__Available records__
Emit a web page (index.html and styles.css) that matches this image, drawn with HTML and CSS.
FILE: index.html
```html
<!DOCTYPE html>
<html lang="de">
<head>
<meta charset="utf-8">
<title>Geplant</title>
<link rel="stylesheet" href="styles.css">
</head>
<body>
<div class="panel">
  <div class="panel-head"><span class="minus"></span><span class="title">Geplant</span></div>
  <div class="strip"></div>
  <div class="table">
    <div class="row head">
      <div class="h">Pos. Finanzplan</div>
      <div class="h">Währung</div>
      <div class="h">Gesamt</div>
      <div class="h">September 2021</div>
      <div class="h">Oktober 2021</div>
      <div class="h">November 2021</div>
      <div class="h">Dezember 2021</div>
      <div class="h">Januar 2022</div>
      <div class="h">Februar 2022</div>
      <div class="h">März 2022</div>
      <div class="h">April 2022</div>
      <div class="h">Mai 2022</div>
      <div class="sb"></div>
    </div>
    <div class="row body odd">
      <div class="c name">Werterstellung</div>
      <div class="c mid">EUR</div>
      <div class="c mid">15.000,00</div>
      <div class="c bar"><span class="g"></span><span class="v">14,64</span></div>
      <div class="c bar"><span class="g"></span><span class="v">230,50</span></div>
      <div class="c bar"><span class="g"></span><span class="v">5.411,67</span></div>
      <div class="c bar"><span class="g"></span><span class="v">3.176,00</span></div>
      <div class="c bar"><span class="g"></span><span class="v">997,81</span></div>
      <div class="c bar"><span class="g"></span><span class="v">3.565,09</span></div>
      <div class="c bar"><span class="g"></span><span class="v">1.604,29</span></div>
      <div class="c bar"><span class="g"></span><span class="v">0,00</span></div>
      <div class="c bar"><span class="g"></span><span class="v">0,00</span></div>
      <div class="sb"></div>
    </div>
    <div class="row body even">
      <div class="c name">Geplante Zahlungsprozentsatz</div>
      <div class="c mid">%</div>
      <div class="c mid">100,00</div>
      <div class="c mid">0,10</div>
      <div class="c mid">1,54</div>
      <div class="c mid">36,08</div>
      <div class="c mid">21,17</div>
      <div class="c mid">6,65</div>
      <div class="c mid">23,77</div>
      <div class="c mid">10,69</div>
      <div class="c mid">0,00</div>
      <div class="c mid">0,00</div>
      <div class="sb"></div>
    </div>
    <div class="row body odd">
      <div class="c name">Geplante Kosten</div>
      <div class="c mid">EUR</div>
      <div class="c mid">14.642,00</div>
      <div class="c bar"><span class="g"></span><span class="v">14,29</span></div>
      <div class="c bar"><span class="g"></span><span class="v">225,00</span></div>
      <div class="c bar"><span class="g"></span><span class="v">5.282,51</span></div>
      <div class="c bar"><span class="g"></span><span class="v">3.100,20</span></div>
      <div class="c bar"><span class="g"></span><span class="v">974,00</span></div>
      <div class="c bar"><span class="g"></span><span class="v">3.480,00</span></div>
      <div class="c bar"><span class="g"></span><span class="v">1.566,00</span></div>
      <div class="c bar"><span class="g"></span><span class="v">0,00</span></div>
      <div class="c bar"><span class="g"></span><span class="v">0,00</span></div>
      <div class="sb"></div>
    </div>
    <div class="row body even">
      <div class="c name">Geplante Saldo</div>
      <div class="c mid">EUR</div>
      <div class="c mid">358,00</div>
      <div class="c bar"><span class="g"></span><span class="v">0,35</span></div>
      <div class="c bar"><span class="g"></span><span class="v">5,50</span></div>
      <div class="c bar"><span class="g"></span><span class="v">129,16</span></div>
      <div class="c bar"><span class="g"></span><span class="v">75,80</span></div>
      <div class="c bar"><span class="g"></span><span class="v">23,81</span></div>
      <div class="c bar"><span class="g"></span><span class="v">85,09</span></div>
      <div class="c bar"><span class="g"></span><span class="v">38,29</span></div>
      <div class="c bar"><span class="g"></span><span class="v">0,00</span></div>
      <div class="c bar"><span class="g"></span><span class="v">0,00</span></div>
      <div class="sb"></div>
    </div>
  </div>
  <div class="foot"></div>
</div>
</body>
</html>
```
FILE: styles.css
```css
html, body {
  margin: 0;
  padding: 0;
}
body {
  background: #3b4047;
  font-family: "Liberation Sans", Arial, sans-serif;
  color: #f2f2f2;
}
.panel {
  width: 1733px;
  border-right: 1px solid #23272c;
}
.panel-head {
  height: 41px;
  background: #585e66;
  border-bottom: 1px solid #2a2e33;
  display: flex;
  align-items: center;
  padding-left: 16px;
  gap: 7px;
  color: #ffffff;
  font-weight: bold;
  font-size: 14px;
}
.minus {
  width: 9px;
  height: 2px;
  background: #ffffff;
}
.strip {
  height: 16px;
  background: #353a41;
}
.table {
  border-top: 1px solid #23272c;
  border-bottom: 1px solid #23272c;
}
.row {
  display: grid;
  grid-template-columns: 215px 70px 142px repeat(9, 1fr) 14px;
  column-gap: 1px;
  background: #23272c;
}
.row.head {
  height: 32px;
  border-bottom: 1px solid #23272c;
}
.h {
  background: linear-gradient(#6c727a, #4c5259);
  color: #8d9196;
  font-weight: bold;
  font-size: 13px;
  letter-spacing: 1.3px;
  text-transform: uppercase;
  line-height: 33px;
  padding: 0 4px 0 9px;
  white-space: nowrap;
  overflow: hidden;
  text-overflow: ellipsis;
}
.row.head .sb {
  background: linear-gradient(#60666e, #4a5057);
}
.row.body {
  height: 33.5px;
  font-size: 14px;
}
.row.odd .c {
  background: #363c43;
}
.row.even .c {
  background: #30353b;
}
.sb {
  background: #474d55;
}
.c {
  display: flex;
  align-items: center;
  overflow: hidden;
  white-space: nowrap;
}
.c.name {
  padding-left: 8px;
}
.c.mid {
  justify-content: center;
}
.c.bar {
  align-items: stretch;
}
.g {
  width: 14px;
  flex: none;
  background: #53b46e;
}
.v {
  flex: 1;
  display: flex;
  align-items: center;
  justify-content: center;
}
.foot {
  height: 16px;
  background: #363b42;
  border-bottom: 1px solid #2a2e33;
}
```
==
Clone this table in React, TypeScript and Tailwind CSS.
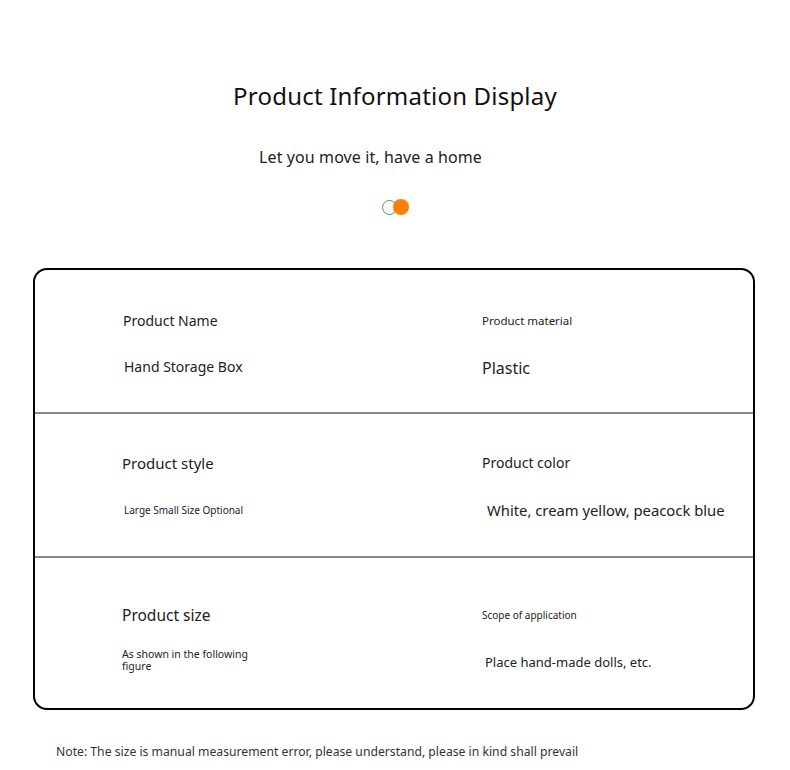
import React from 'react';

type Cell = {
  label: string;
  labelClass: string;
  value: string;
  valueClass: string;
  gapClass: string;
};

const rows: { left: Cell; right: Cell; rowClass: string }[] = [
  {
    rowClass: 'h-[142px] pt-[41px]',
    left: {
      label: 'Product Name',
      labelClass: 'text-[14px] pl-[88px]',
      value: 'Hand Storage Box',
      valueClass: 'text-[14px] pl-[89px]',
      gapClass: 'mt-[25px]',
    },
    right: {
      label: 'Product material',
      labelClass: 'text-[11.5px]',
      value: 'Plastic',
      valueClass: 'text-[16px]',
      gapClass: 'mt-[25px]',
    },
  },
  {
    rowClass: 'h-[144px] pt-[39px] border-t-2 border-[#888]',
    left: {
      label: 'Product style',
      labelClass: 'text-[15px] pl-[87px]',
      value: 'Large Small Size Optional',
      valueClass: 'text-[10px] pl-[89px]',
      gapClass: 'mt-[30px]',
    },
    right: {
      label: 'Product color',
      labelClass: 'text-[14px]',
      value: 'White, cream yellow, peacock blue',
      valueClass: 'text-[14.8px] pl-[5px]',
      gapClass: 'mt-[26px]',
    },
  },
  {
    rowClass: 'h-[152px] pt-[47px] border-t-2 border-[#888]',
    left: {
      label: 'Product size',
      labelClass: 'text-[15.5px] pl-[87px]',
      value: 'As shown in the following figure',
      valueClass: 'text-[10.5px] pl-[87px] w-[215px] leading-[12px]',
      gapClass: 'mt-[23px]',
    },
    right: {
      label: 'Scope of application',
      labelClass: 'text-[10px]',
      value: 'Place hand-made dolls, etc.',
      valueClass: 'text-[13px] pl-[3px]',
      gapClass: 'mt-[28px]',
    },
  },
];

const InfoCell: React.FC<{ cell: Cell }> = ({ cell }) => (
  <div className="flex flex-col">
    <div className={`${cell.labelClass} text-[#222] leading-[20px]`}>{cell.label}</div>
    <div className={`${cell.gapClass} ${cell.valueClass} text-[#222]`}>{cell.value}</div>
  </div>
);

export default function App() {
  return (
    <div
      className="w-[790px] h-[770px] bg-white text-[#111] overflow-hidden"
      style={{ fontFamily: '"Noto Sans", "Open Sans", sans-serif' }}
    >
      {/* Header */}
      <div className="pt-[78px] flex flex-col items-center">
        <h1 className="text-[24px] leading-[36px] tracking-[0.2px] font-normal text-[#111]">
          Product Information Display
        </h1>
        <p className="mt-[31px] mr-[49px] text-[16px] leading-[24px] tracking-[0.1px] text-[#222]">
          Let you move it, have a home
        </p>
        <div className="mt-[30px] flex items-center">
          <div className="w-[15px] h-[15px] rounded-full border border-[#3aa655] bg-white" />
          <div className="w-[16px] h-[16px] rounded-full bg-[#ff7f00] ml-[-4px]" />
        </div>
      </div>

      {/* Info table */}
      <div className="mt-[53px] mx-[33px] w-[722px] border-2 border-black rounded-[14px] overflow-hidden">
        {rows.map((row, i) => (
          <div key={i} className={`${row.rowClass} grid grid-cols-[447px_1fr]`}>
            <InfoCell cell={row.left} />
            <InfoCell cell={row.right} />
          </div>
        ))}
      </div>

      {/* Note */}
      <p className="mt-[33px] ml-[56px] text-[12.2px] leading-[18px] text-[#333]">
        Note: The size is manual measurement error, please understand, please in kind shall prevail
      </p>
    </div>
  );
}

__Instructions to follow__
From the listing, copy every line where the string "this" appears.

__The result__
Emit a web page (index.html and styles.css) that matches this image, drawn with HTML and CSS.
Clone this table in React, TypeScript and Tailwind CSS.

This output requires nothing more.